Fathers and Doctors of the Church Documents
  • De Fide (378) - Of Faith - Ambrose
    • Book III - Chapter 11
      • "80. Furthermore, we are taught how He is made "higher than the heavens." "Unspotted," saith the Scripture, "separate from sinners, and made higher than the heavens; not having daily need, as the priests have need, to offer a victim first for his own sins, and then for those of the people.  For this He did by sacrificing Himself once and for all ." None is said to be made higher, save he who has in some respect been lower; Christ, then, is, by His sitting at the right hand of the Father, made higher in regard of that wherein, being made lower than the angels,  He offered Himself to suffer ."

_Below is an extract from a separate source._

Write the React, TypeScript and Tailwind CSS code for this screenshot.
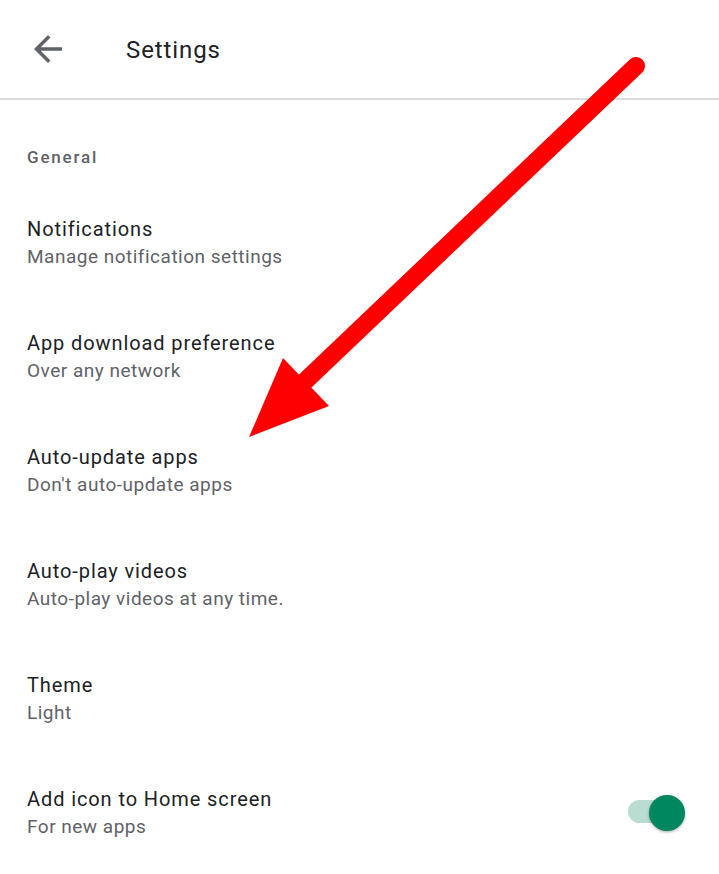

  • De Civitate Dei (Book 10) (426) - City of God - Augustine
    • Chapter 6: Of the True and Perfect Sacrifice
      • "Since, therefore, true sacrifices are works of mercy to ourselves or others, done with a reference to God, and since works of mercy have no other object than the relief of distress or the conferring of happiness, and since there is no happiness apart from that good of which it is said, It is good for me to be very near to God, it follows that the whole redeemed city, that is to say, the congregation or community of the saints, is offered to God as our sacrifice through  the great High Priest, who offered Himself to God in His passion for us , that we might be members of this glorious head, according to the form of a servant. For it was this form He offered, in this He was offered, because it is according to it He is Mediator, in this He is our Priest, in this the Sacrifice."